Today, like every day, we started our day in Morning Meeting. To conclude our meeting, we watched a video about Lillian Gilbreth, who is a Purdue alumna known as the “Mother of Engineering”. She pioneered the entire field of industrial engineering as one of the first women in engineering and one of the first people to transfer the Engineering Design Process to systems.
Next, we practiced our Engineering Design Process skills in a series of experiments. Our goal was to use simple machines to move a sack of potatoes at least 6 inches. We employed levers, pulleys, inclined planes, and wheels and axles. Students practiced measuring force in Newtons with a spring scale and calculated work in joules. Once we proved which machines were able to do the job (a feat as some of our machines had some technical difficulties that aspiring engineers had to problem solve 🙂), we calculated the work required for each machine to compare their ergonomics. We determined the wheel and axel was the most efficient simple machine for moving the potatoes; it only took 0.2 N of force and 1.3 J of work! 
After a long day of operating machinery, students studied other eminent industrial engineers like Lillian Gilbreth. After researching their engineer’s early life, educational background, accomplishments, and contributions to the field in groups, students sorted into different groups to write a conversation between their engineers about the field, their accomplishments, future plans, and ideas about systems.
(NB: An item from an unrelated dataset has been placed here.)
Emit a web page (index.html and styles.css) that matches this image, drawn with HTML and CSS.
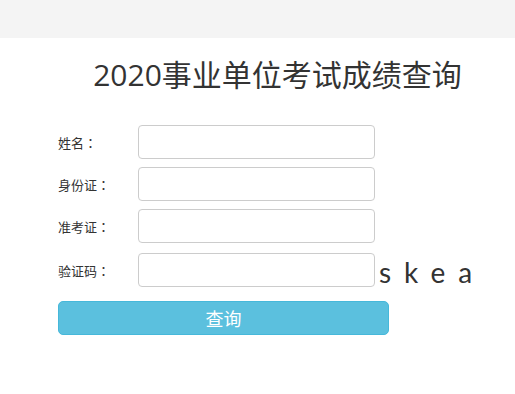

Tonight you could ask your engineer:
  • Review: Who are some eminent industrial engineers? Why do we need industrial engineers? What kinds of things do they do? Tell me more about who you studied!
  • Think like an Industrial Engineer: Some of our machines required problem-solving to use. How could we improve these machines? What materials could you change?
  • Design: Think forward to the factory subsystem you will be designing. Based on your experiment today, how might you incorporate each simple machine? How will you know which machine is the most effective?